--- BEGIN Given data ---
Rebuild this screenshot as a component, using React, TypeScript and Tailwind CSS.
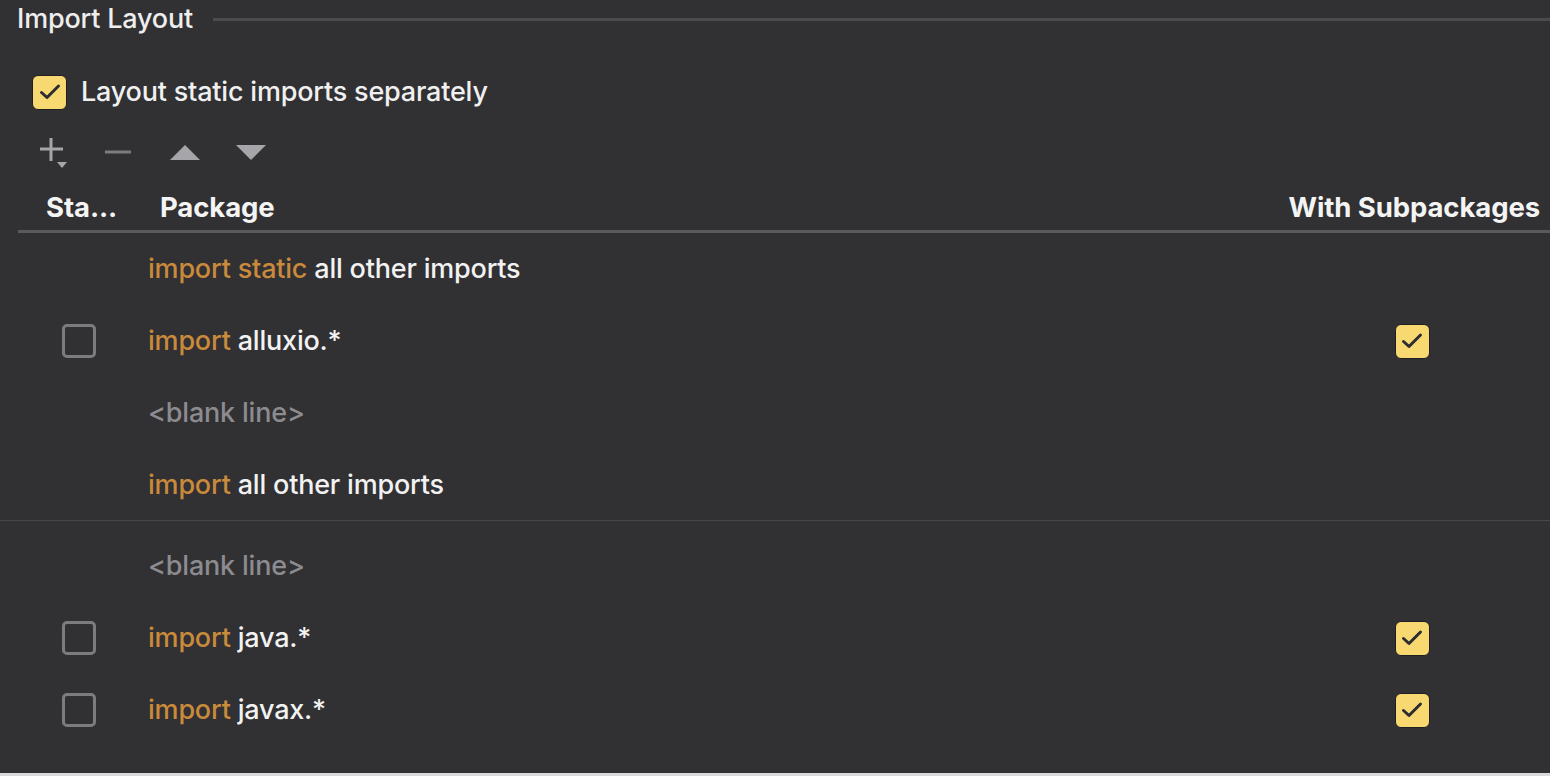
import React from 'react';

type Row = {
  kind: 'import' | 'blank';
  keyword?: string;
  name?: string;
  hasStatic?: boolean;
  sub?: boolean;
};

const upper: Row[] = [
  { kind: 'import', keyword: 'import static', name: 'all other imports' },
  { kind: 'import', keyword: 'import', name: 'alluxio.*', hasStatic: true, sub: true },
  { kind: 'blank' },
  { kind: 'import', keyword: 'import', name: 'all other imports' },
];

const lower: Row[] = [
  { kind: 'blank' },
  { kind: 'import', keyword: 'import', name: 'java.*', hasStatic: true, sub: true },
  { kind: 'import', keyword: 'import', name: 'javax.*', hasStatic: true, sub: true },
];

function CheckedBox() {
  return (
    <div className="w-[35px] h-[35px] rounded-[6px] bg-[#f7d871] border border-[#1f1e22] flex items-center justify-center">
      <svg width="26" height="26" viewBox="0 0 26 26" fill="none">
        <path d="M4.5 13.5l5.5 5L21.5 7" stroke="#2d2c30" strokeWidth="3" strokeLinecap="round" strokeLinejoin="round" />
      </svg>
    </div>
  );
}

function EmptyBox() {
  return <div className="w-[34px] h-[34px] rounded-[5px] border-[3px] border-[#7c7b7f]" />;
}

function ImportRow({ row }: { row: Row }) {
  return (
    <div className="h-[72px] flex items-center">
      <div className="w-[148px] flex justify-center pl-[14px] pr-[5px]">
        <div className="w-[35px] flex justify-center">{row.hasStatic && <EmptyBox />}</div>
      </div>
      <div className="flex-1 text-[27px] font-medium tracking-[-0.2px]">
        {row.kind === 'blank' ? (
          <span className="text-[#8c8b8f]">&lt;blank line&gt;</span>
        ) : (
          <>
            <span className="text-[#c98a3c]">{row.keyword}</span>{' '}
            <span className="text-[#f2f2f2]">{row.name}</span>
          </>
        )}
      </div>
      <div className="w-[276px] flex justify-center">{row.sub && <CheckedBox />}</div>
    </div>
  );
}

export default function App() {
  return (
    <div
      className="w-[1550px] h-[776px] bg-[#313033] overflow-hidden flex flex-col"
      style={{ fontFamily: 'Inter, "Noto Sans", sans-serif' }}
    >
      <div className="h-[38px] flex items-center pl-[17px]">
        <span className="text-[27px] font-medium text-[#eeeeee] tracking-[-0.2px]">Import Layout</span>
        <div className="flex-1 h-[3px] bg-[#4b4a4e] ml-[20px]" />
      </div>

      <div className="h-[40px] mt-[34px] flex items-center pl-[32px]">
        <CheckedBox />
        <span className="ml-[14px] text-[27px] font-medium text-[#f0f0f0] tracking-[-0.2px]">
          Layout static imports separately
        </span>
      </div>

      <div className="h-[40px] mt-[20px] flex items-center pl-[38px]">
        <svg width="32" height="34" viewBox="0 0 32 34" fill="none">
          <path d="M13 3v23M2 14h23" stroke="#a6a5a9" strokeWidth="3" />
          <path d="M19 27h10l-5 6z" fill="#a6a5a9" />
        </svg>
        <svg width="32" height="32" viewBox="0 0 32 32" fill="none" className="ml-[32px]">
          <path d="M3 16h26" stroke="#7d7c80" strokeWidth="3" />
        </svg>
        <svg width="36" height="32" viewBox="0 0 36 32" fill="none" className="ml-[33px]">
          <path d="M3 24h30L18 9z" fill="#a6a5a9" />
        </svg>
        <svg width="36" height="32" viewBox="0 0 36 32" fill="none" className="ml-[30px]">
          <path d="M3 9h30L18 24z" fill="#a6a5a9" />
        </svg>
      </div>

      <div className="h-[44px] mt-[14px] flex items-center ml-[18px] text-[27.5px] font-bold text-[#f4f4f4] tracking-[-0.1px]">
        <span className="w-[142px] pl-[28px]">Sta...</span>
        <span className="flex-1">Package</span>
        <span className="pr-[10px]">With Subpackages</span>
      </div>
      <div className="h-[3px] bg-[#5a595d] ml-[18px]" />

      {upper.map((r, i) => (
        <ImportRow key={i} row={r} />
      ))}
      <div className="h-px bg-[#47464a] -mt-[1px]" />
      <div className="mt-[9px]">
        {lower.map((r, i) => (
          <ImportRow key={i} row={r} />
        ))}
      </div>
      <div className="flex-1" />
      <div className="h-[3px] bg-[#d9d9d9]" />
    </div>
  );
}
--- END Given data ---
## Task
Determine how many lines above contain "React" as a word or string. Give the number alone.

## Answer to the problem
2